If the answer to any of these is no rewrite until it is yes. The live test is merciless but honest.
FAQ
How long should a chorus be
A chorus is usually one to four lines repeated with a clear musical identity. Keep it short and repeatable. If you need more words to make a point you might be writing a verse not a chorus. Aim for memory and singability over explanation.
Where should the title go in a chorus
Place the title on the downbeat or on a held note. Repeat it at least once. The title should be easy to sing and to text. A title that can be shouted in a crowd is a strong title.
Can a chorus be just a rhythmic chant with no words
Yes. A chorus can be a vocal chant or a repeated melody with syllables like oh or hey. Many dance records rely on vocal hooks that are syllabic rather than lyrical. The key is repetition and identity.
Is prosody really that important
Yes. Prosody makes a chorus feel natural. If the lyric stress fights the music the chorus will feel wrong even if the words are clever. Always speak the line out loud and check where the natural stresses fall.

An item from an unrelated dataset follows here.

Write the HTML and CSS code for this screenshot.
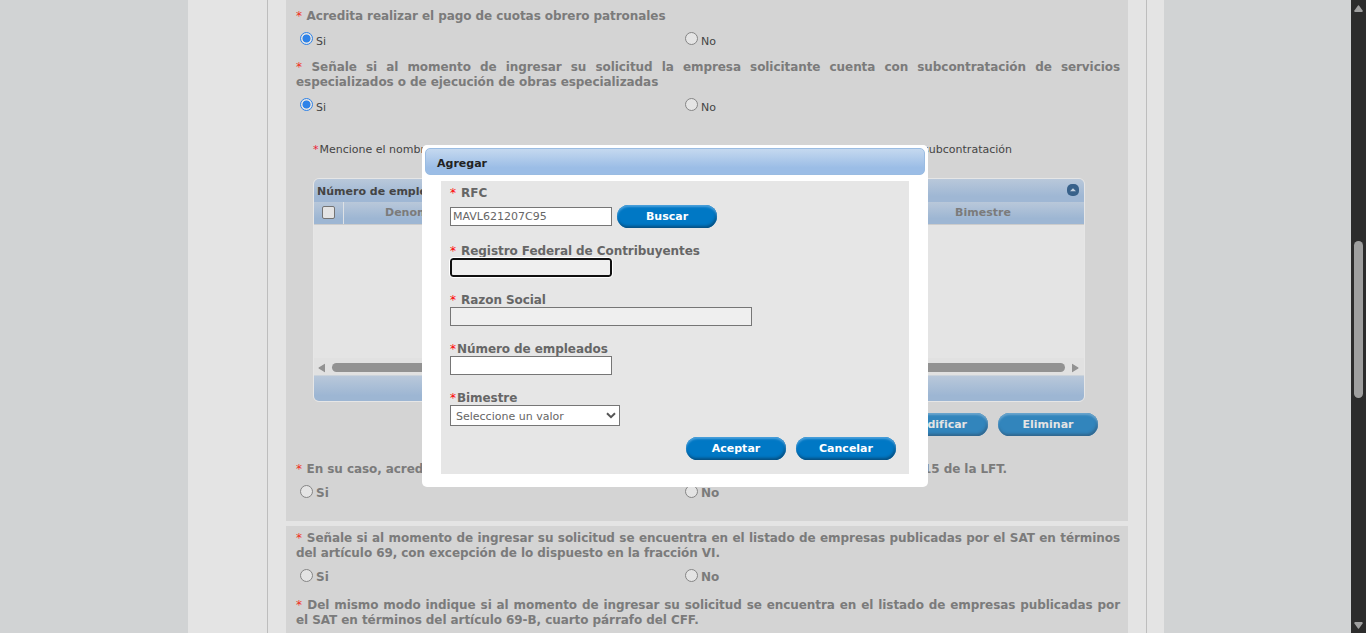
FILE: index.html
```
<!DOCTYPE html>
<html lang="es">
<head>
<meta charset="utf-8">
<title>Solicitud</title>
<link rel="stylesheet" href="styles.css">
</head>
<body>
<div class="page">
  <main class="sheet">
    <div class="frame">
      <section class="panel panel-first">
        <p class="question"><span class="req">*</span> Acredita realizar el pago de cuotas obrero patronales</p>
        <div class="options">
          <label class="option"><span class="radio checked"></span><span class="olabel">Si</span></label>
          <label class="option"><span class="radio"></span><span class="olabel">No</span></label>
        </div>
        <p class="question"><span class="line full"><span class="req">*</span> Señale si al momento de ingresar su solicitud la empresa solicitante cuenta con subcontratación de servicios</span><span class="line">especializados o de ejecución de obras especializadas</span></p>
        <div class="options">
          <label class="option"><span class="radio checked"></span><span class="olabel">Si</span></label>
          <label class="option"><span class="radio"></span><span class="olabel">No</span></label>
        </div>
        <p class="note"><span><span class="req">*</span>Mencione el nombre</span><span>la subcontratación</span></p>
        <div class="grid">
          <div class="grid-title"><span>Número de emple</span>
            <svg class="toggle" viewBox="0 0 12 12"><rect width="12" height="12" rx="5" fill="#38618a"/><path d="M3 7.2 6 4.2 9 7.2z" fill="#c3d0df"/></svg>
          </div>
          <div class="grid-head"><div class="check-cell"><span class="checkbox"></span></div><div class="col-name">Denom</div><div class="col-bim">Bimestre</div></div>
          <div class="grid-body"></div>
          <div class="hscroll">
            <svg viewBox="0 0 8 10"><path d="M7 1.2Q7 0.5 6.4 1L0.7 4.5Q0.2 5 0.7 5.5L6.4 9Q7 9.5 7 8.8z" fill="#929292"/></svg>
            <div class="hthumb"></div>
            <svg viewBox="0 0 8 10"><path d="M1 1.2Q1 0.5 1.6 1L7.3 4.5Q7.8 5 7.3 5.5L1.6 9Q1 9.5 1 8.8z" fill="#929292"/></svg>
          </div>
          <div class="pager"></div>
        </div>
        <div class="actions"><span class="btn dim">Modificar</span><span class="btn dim">Eliminar</span></div>
        <p class="question split"><span><span class="req">*</span> En su caso, acred</span><span>15 de la LFT.</span></p>
        <div class="options bold">
          <label class="option"><span class="radio"></span><span class="olabel">Si</span></label>
          <label class="option"><span class="radio"></span><span class="olabel">No</span></label>
        </div>
      </section>
      <section class="panel panel-second">
        <p class="question"><span class="line full"><span class="req">*</span> Señale si al momento de ingresar su solicitud se encuentra en el listado de empresas publicadas por el SAT en términos</span><span class="line">del artículo 69, con excepción de lo dispuesto en la fracción VI.</span></p>
        <div class="options bold">
          <label class="option"><span class="radio"></span><span class="olabel">Si</span></label>
          <label class="option"><span class="radio"></span><span class="olabel">No</span></label>
        </div>
        <p class="question"><span class="line full"><span class="req">*</span> Del mismo modo indique si al momento de ingresar su solicitud se encuentra en el listado de empresas publicadas por</span><span class="line">el SAT en términos del artículo 69-B, cuarto párrafo del CFF.</span></p>
      </section>
    </div>
  </main>
  <div class="vscroll">
    <svg viewBox="0 0 9 7"><path d="M4 0.4Q4.5 0 5 0.4L8.6 5.4Q9 7 8 7H1Q0 7 0.4 5.4z" fill="#9f9f9f"/></svg>
    <div class="vthumb"></div>
    <svg viewBox="0 0 9 7"><path d="M4 6.6Q4.5 7 5 6.6L8.6 1.6Q9 0 8 0H1Q0 0 0.4 1.6z" fill="#9f9f9f"/></svg>
  </div>
</div>
<div class="modal">
  <div class="modal-title">Agregar</div>
  <div class="form">
    <div class="flabel"><span class="req">*</span> RFC</div>
    <div class="search-row"><div class="field">MAVL621207C95</div><span class="btn">Buscar</span></div>
    <div class="flabel"><span class="req">*</span> Registro Federal de Contribuyentes</div>
    <div class="field readonly focused"></div>
    <div class="flabel"><span class="req">*</span> Razon Social</div>
    <div class="field readonly wide"></div>
    <div class="flabel"><span class="req">*</span>Número de empleados</div>
    <div class="field"></div>
    <div class="flabel"><span class="req">*</span>Bimestre</div>
    <div class="select"><span>Seleccione un valor</span><svg viewBox="0 0 10 7"><path d="M1 1.3 5 5.2 9 1.3" fill="none" stroke="#555" stroke-width="2"/></svg></div>
    <div class="form-actions"><span class="btn">Aceptar</span><span class="btn">Cancelar</span></div>
  </div>
</div>
</body>
</html>
```
FILE: styles.css
```
* { box-sizing: border-box; }
body { margin: 0; height: 633px; overflow: hidden; background: #d1d3d4; font-family: Verdana, "DejaVu Sans", sans-serif; font-size: 11px; color: #444; }
p { margin: 0; }
.page { display: flex; height: 633px; justify-content: space-between; padding-left: 188px; }
.sheet { width: 976px; background: #e4e4e4; padding-left: 79px; }
.frame { width: 880px; height: 633px; border-left: 1px solid #bdbdbd; border-right: 1px solid #bdbdbd; padding-left: 18px; overflow: hidden; }
.panel { width: 842px; background: #d4d4d4; padding-left: 10px; }
.panel-first { height: 521px; padding-top: 9px; }
.panel-second { height: 112px; margin-top: 5px; padding-top: 5px; }
.question { width: 824px; font-size: 12px; line-height: 15px; font-weight: bold; letter-spacing: -0.07px; color: #7b7b7b; white-space: nowrap; }
.line { display: block; }
.line.full { text-align-last: justify; }
.req { color: #f0301c; font-weight: normal; letter-spacing: 0.4px; }
.options { display: flex; height: 36px; padding: 8px 0 0 4px; }
.panel-second .options { height: 37px; }
.option { display: flex; width: 385px; gap: 3px; line-height: 20px; }
.radio { width: 13px; height: 13px; border: 1px solid #858585; border-radius: 50%; background: #e4e4e4; }
.radio.checked { border-color: #2f83e8; background: radial-gradient(circle, #2f83e8 3.6px, #e4e4e4 4.4px); }
.olabel { font-size: 11px; }
.bold .option { line-height: 17px; }
.bold .olabel { font-size: 12px; font-weight: bold; color: #7b7b7b; }
.note { display: flex; justify-content: space-between; width: 699px; margin: 16px 0 0 17px; line-height: 15px; font-size: 11px; white-space: nowrap; }
.note .req { color: #ec1c35; letter-spacing: 1px; }
.grid { width: 772px; height: 224px; margin: 21px 0 0 17px; border: 1px solid #e6e6e6; border-radius: 6px; background: #e4e4e4; overflow: hidden; }
.grid-title { display: flex; justify-content: space-between; height: 23px; padding: 4px 5px 0 3px; line-height: 18px; font-weight: bold; background: linear-gradient(#b9c8da, #9fb7d4 75%); }
.toggle { width: 12px; height: 12px; margin-top: 1px; }
.grid-head { display: flex; height: 22px; line-height: 22px; font-weight: bold; color: #7b7b7b; background: linear-gradient(#b9c8da, #9db6d3 75%); }
.check-cell { width: 30px; padding: 4px 0 0 8px; border-right: 1px solid #dde1e5; }
.checkbox { display: block; width: 13px; height: 13px; border: 1px solid #747474; border-radius: 2px; background: #e4e4e4; }
.col-name { width: 568px; padding-left: 41px; }
.col-bim { width: 142px; text-align: center; }
.grid-body { height: 134px; border-top: 1px solid #ccc; }
.hscroll { display: flex; height: 17px; align-items: center; justify-content: space-between; padding: 2px 5px 0 4px; background: #e1e1e1; }
.hscroll svg { width: 8px; height: 10px; }
.hthumb { width: 733px; height: 9px; border-radius: 5px; background: #929292; }
.pager { height: 27px; border-top: 1px solid #cbd3db; background: linear-gradient(#b9c8da, #9db6d3 75%); }
.actions { display: flex; justify-content: flex-end; width: 802px; gap: 10px; margin-top: 11px; }
.btn { width: 100px; height: 23px; border-radius: 12px; background: #0078c5; color: #fff; font-size: 11px; font-weight: bold; line-height: 24px; text-align: center; box-shadow: inset 0 2px 2px #4aa0db, inset -1px -2px 3px #064f80; }
.btn.dim { background: #3285bc; color: #e4e4e4; box-shadow: inset 0 2px 2px #6ba5cd, inset -1px -2px 3px #31658c; }
.split { display: flex; justify-content: space-between; width: 711px; margin-top: 26px; }
.vscroll { display: flex; flex-direction: column; align-items: center; justify-content: space-between; width: 15px; padding: 5px 0 4px; background: #2c2c2c; }
.vscroll svg { width: 9px; height: 7px; }
.vthumb { width: 9px; height: 157px; margin-bottom: -5px; border-radius: 5px; background: #9f9f9f; }
.modal { position: absolute; left: 422px; top: 145px; width: 506px; height: 342px; padding: 3px; border-radius: 5px; background: #fff; }
.modal-title { height: 27px; padding-left: 11px; border: 1px solid #9abce2; border-radius: 5px; background: linear-gradient(#c5d9ef, #9bbde6 75%); color: #222; font-weight: bold; line-height: 29px; }
.form { width: 468px; height: 293px; margin: 6px 0 0 16px; padding: 5px 0 0 9px; background: #e6e6e6; color: #666; }
.flabel { height: 14px; font-size: 12px; font-weight: bold; letter-spacing: -0.07px; line-height: 15px; white-space: nowrap; }
.flabel .req { color: #f00; letter-spacing: 1px; }
.field { width: 162px; height: 19px; margin-bottom: 16px; padding-left: 2px; border: 1px solid #767676; background: #fff; line-height: 18px; }
.search-row { display: flex; align-items: center; gap: 5px; height: 23px; margin: 5px 0 16px; }
.search-row .field { margin: 0; }
.focused { border: 2px solid #101010; border-radius: 3px; outline: 1px solid #fff; }
.readonly { background: #efefef; }
.wide { width: 302px; }
.select { display: flex; align-items: center; justify-content: space-between; width: 170px; height: 21px; padding: 0 3px 0 5px; border: 1px solid #767676; background: #fff; line-height: 19px; }
.select span { padding-top: 1px; }
.select svg { width: 10px; height: 7px; }
.form-actions { display: flex; justify-content: flex-end; gap: 10px; margin: 11px 13px 0 0; }
```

Do I need to write different choruses for radio and for streaming
Not necessarily. However consider the first minute rule. Streaming and radio reward early payoff. Get your hook in quickly and make the chorus memorable. If you have to shorten a chorus for a format keep the core idea intact.

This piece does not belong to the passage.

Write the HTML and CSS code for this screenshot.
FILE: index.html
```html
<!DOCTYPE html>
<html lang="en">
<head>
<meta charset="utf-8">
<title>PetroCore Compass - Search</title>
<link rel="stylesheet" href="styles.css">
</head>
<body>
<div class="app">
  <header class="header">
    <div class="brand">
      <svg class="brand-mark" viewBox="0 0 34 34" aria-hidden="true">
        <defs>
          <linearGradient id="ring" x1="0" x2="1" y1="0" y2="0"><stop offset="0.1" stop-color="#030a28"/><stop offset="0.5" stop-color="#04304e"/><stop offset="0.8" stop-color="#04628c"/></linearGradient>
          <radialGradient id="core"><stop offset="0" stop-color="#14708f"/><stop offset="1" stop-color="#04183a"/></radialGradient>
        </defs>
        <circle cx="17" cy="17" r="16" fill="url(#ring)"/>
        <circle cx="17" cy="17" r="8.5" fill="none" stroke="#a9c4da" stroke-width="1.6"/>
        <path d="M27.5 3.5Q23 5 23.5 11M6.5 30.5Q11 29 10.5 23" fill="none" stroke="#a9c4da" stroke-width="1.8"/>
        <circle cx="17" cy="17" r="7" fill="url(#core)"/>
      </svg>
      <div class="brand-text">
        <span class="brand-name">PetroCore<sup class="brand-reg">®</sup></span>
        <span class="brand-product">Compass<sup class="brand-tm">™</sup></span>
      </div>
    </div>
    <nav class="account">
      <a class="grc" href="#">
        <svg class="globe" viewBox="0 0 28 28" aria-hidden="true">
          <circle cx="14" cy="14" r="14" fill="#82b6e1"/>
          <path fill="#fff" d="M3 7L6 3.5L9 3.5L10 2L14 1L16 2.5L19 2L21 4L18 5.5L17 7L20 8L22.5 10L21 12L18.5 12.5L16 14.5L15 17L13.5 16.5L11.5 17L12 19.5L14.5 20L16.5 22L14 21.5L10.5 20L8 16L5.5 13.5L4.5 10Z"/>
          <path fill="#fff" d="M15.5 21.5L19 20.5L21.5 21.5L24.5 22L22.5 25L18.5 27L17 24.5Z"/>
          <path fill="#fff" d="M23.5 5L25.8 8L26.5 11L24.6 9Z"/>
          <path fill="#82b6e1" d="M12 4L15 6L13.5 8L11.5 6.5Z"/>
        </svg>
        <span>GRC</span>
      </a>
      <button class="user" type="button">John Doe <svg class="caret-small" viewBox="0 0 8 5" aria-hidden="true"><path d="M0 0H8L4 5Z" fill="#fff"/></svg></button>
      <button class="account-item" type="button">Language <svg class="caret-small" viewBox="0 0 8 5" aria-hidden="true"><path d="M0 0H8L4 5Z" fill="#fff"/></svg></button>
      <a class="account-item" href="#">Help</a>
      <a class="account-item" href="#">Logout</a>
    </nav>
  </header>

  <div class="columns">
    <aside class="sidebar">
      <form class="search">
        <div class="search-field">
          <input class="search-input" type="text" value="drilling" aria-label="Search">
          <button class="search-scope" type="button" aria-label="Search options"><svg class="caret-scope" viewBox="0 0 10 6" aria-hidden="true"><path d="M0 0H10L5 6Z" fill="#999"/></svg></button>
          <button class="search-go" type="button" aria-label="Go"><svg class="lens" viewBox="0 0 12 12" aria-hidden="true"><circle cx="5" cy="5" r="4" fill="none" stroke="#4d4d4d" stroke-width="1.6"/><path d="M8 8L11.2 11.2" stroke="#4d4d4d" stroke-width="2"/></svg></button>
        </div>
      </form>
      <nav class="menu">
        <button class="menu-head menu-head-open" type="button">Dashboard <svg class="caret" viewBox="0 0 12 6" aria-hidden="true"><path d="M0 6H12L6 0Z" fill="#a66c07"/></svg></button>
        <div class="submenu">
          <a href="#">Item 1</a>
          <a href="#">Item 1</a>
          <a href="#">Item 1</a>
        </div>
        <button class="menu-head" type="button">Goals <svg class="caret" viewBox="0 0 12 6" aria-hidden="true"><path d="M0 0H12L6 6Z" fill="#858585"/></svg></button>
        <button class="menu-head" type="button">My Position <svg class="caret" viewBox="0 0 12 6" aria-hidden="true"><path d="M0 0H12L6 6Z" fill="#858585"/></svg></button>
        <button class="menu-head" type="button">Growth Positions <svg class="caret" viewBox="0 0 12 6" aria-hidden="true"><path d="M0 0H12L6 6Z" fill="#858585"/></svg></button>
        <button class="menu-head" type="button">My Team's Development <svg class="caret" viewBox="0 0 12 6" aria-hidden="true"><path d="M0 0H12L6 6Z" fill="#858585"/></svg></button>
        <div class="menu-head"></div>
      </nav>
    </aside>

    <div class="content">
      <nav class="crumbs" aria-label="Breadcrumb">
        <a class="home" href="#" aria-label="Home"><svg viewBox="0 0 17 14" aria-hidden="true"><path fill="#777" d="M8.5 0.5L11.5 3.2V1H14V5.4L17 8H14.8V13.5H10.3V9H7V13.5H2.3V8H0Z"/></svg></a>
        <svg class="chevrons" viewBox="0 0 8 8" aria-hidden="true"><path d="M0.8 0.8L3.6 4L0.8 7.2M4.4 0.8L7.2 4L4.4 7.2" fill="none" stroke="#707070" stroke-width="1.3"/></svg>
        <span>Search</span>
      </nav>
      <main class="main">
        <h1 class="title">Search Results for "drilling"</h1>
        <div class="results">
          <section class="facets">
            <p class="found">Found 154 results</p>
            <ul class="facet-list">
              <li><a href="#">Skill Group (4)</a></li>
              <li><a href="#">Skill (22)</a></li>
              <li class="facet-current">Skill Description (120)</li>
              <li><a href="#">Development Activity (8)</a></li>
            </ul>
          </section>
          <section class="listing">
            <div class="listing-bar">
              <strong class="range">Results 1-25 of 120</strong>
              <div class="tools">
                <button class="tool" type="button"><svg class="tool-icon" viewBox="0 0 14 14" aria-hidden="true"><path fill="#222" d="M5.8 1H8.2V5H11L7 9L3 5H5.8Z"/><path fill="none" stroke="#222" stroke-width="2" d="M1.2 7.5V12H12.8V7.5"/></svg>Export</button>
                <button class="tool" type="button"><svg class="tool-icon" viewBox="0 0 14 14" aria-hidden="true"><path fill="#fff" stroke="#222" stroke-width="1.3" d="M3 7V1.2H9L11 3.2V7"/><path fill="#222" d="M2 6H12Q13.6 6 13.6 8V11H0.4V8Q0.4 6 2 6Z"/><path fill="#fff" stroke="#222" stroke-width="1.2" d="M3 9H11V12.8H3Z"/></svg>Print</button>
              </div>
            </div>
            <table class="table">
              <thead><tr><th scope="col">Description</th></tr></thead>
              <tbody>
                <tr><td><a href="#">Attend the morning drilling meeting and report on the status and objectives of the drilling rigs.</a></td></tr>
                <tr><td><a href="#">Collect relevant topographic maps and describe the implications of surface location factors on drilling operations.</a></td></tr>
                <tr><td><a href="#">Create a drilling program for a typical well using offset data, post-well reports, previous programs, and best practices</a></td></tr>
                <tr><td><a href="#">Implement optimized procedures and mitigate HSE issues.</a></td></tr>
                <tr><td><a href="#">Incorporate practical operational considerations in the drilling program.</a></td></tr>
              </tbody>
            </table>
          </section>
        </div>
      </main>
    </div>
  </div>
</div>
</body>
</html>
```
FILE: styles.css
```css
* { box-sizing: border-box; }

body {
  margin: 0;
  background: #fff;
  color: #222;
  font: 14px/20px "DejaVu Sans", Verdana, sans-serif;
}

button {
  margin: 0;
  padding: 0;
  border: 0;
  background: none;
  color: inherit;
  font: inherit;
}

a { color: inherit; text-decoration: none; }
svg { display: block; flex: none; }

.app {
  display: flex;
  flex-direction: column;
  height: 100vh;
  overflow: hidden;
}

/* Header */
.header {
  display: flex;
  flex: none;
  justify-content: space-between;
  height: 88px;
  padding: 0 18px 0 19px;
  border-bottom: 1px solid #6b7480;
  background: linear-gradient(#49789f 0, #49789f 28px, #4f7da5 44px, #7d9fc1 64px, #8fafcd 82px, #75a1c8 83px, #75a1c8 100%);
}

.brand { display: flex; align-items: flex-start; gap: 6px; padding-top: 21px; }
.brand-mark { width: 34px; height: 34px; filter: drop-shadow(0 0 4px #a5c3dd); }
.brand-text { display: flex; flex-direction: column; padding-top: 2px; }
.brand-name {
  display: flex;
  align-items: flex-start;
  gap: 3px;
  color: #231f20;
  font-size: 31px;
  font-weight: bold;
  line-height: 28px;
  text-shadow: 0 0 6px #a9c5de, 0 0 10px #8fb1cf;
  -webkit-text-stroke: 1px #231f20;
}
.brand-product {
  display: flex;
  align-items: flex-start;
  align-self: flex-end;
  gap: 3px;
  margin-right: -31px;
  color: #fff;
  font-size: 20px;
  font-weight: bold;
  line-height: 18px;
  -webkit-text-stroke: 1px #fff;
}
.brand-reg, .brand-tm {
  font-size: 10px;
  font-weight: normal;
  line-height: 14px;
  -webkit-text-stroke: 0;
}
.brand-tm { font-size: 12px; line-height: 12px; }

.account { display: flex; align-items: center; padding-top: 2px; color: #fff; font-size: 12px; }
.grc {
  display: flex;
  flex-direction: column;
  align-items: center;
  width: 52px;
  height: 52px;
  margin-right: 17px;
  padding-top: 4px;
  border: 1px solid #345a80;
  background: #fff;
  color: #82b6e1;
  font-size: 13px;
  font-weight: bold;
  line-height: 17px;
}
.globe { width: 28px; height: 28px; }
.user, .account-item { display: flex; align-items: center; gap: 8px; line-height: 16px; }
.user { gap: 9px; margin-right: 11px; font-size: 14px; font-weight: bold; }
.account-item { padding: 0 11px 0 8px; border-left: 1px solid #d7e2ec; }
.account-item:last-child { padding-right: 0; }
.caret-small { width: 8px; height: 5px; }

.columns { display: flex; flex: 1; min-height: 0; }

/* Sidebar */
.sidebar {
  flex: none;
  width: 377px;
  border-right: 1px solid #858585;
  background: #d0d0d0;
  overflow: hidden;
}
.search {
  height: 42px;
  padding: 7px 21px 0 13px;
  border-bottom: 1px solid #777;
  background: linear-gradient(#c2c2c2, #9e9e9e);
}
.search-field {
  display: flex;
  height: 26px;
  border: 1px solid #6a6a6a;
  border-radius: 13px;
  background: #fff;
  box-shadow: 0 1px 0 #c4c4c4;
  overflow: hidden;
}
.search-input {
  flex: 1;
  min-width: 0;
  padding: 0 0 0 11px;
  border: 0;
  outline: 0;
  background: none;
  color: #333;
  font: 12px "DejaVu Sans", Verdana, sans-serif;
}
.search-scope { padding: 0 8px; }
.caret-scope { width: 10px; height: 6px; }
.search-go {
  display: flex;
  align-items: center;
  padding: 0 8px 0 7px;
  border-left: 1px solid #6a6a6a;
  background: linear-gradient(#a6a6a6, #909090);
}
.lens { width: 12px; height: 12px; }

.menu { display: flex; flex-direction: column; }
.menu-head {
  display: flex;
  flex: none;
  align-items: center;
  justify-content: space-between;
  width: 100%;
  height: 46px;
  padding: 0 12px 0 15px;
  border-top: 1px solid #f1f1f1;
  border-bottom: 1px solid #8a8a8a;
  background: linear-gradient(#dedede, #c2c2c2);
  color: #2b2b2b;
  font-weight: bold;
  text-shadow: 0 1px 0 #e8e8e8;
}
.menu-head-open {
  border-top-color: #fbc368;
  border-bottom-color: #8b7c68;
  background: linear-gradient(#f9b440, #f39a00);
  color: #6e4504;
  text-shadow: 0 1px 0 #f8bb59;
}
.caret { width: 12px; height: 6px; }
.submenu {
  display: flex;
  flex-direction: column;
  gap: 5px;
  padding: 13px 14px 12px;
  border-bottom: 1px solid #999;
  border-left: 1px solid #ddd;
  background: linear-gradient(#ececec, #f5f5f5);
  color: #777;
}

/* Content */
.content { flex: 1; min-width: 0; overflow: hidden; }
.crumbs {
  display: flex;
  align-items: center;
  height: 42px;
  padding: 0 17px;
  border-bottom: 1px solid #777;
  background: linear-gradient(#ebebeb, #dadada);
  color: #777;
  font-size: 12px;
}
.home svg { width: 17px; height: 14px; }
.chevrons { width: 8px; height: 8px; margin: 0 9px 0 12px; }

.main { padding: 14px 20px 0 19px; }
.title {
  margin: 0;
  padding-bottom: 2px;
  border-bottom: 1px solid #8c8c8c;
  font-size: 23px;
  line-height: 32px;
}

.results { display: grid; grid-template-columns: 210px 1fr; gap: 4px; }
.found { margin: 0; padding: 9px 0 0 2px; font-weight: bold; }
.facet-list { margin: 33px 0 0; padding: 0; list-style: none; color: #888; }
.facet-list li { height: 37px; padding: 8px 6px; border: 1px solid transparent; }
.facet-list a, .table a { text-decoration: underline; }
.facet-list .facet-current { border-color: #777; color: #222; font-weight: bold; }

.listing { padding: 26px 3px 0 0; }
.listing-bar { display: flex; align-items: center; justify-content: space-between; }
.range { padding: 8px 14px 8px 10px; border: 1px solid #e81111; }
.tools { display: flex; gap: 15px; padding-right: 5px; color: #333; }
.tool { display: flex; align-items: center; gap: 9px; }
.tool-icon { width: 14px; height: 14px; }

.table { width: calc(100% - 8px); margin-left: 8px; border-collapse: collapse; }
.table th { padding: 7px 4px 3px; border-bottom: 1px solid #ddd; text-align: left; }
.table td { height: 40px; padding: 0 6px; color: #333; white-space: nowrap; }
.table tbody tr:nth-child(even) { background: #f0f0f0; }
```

Action Plan You Can Use Today
- Write one sentence that is your emotional promise. Make it textable.
- Make a two chord loop and do a vowel pass for two minutes. Record it.
- Pick the best melodic gesture and place your title on the most singable note.
- Write one or two support lines that show a consequence. Keep the chorus one to four lines long.
- Speak the chorus and align prosody to the beat. Move words until the stress falls naturally on strong beats.
- Add one production trick to widen the chorus and test it live or in a demo on three people.
- Lock it when everyone in the room sings the chorus back without knowing the verses.